> [PROBLEM STATEMENT]: Scan the listing below and copy every line holding "React".

> [DATA SHOWN]:
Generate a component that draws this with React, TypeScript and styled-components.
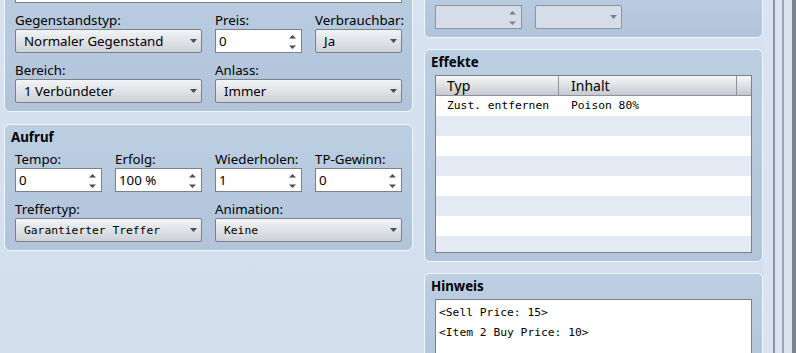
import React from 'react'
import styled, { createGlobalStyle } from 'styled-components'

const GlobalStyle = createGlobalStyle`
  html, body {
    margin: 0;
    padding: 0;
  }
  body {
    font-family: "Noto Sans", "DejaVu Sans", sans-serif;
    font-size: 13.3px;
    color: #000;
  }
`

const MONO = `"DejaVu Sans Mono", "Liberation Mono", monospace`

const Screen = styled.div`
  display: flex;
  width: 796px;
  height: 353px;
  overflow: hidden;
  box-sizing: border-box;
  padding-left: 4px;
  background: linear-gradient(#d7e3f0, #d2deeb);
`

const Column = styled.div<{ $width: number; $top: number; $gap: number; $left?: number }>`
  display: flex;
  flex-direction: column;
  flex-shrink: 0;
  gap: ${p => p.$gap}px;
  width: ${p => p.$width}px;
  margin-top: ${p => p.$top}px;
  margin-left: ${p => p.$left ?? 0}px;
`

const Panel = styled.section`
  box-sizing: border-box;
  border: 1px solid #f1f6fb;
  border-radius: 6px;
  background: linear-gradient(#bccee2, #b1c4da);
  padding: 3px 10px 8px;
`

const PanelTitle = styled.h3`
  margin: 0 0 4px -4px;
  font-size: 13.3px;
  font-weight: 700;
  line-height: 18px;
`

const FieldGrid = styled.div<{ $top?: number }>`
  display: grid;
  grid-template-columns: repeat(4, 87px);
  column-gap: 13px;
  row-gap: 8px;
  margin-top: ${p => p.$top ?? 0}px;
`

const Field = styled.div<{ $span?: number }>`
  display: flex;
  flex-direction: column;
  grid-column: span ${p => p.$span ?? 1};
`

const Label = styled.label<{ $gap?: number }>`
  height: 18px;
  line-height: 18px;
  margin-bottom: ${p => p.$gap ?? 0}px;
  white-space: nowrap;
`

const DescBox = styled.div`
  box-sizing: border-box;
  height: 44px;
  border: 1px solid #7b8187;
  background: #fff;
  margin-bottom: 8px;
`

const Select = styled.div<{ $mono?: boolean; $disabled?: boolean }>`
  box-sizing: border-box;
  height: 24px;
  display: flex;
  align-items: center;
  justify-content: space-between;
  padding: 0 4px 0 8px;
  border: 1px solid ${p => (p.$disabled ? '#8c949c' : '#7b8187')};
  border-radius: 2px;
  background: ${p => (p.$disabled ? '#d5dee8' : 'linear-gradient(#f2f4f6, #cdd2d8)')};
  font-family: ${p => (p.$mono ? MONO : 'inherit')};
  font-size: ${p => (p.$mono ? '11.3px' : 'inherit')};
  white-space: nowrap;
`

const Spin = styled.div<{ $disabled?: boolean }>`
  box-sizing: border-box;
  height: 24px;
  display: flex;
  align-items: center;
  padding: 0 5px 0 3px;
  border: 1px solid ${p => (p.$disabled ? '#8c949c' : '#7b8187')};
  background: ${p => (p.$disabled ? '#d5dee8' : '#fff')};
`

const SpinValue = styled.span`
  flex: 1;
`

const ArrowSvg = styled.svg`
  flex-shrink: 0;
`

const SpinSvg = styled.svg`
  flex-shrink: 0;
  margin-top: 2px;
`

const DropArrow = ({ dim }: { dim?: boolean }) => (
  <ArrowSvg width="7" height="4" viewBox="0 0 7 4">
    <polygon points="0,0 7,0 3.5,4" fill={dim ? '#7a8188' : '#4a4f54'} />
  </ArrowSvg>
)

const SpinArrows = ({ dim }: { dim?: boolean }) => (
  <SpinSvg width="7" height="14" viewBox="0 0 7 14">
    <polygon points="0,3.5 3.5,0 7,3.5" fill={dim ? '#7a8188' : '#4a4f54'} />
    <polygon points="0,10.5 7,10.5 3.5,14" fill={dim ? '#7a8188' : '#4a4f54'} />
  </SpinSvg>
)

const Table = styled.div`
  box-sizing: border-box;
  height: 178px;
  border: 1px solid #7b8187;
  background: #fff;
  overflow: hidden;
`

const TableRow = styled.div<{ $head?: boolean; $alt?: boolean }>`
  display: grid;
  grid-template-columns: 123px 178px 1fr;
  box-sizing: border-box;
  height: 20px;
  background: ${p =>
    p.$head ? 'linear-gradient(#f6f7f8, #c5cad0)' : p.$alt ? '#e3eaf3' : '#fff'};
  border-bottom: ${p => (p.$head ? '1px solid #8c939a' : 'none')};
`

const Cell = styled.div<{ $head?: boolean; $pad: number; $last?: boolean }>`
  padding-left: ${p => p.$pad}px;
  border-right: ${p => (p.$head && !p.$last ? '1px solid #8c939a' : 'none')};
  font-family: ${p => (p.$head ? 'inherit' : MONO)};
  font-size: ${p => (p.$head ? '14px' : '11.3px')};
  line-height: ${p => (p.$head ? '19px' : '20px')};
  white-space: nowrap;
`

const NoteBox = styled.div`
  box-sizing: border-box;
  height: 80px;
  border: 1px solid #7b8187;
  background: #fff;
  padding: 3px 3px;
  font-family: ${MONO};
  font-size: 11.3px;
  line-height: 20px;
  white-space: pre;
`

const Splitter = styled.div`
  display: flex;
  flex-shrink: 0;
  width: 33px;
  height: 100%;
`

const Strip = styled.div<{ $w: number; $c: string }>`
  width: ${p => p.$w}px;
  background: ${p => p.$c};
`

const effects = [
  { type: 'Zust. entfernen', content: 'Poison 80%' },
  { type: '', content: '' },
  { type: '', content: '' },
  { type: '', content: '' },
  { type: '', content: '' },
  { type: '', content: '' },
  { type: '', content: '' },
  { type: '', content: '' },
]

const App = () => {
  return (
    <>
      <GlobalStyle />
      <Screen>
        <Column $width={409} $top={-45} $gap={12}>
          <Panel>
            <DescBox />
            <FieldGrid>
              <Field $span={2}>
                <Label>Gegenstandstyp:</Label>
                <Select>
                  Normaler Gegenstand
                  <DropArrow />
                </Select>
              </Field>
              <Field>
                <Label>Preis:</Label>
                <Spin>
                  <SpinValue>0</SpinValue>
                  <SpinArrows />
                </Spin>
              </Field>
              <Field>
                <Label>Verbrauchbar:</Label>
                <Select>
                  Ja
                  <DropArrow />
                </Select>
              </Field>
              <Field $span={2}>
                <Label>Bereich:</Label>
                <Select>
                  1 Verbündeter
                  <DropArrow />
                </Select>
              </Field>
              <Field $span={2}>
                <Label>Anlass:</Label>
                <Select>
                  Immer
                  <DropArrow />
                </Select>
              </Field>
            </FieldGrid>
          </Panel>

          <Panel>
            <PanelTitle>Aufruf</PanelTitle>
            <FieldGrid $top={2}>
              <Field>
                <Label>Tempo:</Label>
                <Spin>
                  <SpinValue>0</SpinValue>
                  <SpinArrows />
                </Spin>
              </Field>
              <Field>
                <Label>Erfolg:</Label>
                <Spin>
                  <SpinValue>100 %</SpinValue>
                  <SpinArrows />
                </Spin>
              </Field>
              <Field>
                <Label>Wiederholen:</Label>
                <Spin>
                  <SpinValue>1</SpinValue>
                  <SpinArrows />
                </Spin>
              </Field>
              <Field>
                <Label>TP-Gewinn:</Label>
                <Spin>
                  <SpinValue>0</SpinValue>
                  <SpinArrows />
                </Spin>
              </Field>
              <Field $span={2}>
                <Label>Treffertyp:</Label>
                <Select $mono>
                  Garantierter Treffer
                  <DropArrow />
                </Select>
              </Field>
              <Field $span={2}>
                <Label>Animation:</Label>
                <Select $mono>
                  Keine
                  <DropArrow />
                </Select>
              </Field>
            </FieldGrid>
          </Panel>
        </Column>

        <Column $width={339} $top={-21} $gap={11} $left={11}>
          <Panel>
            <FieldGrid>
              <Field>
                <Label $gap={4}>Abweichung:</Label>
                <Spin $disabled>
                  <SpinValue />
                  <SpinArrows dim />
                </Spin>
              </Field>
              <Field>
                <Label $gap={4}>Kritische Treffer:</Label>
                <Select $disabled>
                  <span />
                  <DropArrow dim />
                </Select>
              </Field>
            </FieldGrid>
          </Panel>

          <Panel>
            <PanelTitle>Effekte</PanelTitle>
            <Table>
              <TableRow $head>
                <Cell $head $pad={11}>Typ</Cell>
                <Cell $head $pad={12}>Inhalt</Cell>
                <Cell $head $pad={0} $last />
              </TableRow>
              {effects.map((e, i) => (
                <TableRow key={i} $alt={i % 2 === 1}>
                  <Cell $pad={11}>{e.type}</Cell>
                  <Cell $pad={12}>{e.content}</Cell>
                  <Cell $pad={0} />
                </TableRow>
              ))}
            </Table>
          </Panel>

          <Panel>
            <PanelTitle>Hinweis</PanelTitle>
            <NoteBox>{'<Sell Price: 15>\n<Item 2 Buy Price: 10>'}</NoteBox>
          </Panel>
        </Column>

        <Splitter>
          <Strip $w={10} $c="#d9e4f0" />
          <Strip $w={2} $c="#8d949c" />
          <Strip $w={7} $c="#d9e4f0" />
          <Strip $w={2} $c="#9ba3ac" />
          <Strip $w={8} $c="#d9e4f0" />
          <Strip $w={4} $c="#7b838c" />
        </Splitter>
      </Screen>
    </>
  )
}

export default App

> [EXERCISE RESULT]:
Generate a component that draws this with React, TypeScript and styled-components.
import React from 'react'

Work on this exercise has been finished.